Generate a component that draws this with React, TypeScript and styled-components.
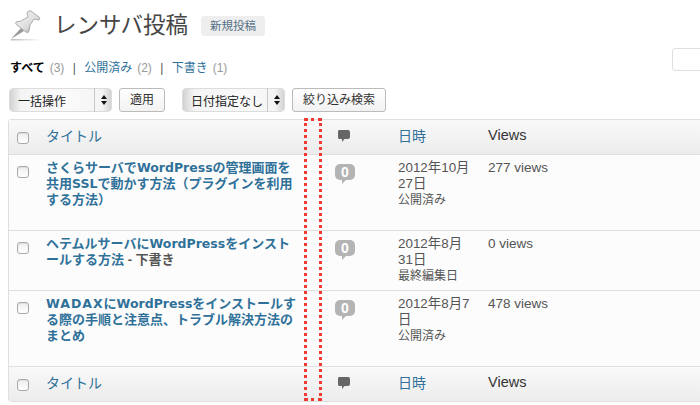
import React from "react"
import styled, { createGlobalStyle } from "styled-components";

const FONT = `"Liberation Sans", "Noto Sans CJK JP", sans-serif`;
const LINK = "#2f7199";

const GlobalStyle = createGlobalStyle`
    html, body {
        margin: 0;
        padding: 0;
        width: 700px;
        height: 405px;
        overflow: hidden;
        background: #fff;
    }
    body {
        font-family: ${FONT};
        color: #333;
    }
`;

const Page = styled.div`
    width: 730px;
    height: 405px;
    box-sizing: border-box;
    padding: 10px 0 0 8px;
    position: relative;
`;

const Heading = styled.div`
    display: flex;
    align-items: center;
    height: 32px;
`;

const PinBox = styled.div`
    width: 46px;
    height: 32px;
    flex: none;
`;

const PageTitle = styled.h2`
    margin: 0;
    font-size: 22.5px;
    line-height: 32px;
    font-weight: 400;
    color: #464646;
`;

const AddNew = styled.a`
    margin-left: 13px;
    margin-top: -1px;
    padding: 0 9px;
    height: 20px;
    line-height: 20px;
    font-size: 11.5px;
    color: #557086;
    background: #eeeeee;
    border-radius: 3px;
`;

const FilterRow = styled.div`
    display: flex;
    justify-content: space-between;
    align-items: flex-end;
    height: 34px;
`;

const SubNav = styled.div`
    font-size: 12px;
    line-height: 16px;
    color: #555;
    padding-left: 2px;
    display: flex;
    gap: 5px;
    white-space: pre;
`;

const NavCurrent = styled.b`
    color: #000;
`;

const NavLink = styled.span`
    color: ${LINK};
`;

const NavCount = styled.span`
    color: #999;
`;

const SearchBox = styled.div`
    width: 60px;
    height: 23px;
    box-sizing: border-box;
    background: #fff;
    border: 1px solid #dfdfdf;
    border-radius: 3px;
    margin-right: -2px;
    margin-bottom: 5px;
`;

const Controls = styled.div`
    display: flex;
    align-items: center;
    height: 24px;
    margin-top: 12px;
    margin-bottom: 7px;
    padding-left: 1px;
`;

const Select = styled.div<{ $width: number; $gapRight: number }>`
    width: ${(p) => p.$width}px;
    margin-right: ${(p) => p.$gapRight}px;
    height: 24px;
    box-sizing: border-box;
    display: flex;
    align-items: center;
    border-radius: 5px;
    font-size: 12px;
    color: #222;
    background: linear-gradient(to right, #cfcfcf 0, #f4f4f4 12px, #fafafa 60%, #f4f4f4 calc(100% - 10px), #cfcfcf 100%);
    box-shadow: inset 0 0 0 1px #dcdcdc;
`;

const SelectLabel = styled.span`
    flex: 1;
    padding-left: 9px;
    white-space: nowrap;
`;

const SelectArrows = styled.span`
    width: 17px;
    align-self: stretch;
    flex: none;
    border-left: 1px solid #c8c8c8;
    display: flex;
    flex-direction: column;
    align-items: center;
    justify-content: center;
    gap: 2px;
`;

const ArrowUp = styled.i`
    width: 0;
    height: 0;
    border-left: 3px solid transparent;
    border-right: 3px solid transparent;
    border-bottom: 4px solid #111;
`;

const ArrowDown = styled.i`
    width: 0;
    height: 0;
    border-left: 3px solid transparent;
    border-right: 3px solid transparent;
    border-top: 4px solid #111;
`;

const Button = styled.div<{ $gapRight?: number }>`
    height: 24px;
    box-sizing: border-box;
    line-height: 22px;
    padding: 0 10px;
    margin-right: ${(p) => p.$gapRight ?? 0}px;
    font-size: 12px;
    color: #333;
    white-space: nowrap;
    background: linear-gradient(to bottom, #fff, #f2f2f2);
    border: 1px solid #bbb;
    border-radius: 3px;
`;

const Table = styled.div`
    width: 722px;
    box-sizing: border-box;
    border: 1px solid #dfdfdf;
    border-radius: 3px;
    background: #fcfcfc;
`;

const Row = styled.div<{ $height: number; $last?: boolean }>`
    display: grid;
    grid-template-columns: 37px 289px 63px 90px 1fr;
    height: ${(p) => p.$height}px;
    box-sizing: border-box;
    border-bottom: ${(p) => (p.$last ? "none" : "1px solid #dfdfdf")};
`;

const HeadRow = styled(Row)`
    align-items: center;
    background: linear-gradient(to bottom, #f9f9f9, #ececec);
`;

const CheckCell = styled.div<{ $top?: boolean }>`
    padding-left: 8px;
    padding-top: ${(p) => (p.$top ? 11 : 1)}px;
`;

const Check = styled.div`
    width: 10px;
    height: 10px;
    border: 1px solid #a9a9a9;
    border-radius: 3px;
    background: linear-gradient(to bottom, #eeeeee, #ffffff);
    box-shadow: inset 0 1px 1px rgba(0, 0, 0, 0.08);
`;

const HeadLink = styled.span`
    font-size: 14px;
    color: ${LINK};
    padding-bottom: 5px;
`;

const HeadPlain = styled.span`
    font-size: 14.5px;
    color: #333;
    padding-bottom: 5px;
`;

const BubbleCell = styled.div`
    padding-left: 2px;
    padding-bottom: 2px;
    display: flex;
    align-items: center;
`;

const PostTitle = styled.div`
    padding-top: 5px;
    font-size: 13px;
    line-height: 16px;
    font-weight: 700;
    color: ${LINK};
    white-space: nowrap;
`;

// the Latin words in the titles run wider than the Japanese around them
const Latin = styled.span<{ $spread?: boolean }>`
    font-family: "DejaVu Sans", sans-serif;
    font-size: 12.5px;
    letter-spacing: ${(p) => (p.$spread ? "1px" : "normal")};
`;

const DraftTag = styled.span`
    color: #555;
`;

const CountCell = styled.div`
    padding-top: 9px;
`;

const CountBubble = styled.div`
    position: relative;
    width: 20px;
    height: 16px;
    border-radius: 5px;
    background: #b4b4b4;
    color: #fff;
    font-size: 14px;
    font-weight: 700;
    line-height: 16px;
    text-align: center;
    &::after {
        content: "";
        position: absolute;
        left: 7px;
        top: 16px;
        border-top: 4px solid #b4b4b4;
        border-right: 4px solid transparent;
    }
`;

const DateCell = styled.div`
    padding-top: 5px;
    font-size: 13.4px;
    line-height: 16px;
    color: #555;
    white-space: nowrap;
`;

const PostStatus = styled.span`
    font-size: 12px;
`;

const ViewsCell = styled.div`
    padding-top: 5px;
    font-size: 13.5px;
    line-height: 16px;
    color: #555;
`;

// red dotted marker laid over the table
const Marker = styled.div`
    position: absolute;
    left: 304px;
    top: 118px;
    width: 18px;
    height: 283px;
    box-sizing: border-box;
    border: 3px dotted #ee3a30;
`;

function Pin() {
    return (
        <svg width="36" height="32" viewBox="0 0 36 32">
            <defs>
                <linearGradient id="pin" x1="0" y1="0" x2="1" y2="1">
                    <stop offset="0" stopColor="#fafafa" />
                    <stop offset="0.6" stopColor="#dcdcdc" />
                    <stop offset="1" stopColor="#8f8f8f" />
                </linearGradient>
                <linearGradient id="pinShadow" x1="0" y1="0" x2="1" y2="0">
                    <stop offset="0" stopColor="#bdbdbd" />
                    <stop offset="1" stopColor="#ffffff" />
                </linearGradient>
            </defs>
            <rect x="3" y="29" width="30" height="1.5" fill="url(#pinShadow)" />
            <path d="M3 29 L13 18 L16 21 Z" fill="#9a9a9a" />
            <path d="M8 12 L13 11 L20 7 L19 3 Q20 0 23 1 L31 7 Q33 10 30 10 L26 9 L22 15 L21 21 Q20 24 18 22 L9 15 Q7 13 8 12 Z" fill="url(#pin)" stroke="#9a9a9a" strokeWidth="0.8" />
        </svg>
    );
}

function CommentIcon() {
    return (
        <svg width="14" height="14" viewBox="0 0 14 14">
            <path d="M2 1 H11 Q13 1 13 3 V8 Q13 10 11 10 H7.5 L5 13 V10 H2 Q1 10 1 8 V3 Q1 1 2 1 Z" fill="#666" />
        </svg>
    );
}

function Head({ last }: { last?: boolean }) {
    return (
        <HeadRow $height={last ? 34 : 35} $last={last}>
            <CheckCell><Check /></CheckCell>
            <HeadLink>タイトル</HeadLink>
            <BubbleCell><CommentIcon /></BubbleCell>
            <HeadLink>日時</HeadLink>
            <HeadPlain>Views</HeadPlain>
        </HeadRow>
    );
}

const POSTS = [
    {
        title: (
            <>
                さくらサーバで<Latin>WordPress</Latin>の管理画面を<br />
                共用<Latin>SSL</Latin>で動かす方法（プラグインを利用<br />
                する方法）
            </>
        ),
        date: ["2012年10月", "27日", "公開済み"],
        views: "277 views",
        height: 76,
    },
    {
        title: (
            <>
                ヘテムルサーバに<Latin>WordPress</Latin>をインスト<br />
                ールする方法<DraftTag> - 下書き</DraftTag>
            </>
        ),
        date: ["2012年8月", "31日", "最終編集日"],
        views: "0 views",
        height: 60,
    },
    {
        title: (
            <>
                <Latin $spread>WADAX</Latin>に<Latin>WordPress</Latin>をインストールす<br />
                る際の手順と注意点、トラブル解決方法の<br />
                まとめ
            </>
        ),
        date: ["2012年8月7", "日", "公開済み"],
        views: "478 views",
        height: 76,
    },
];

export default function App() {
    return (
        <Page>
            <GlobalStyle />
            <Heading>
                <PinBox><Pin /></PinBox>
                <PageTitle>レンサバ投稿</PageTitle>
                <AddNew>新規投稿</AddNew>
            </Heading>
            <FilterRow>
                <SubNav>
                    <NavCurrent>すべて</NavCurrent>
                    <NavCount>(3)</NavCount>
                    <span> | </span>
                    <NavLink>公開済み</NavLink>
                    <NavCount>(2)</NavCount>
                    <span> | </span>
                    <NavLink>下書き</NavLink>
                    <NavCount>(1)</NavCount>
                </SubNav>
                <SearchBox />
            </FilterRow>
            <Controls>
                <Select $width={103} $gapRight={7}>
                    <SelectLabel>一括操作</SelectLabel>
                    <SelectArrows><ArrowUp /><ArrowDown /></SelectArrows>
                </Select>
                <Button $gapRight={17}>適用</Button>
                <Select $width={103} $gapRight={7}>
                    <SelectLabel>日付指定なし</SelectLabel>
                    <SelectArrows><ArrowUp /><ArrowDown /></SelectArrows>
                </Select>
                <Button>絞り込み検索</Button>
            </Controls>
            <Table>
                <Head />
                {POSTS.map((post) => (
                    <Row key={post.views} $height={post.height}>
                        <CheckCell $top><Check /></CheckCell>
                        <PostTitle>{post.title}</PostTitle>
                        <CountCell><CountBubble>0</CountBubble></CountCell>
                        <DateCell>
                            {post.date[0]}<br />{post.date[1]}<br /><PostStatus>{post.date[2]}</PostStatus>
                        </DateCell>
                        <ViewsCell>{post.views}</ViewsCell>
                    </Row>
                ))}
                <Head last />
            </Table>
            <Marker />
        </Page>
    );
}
_ _ _ _ _
DO THIS: Write out every line of the listing that holds the word "components".

SOLVED PROBLEM:
Generate a component that draws this with React, TypeScript and styled-components.
import styled, { createGlobalStyle } from "styled-components";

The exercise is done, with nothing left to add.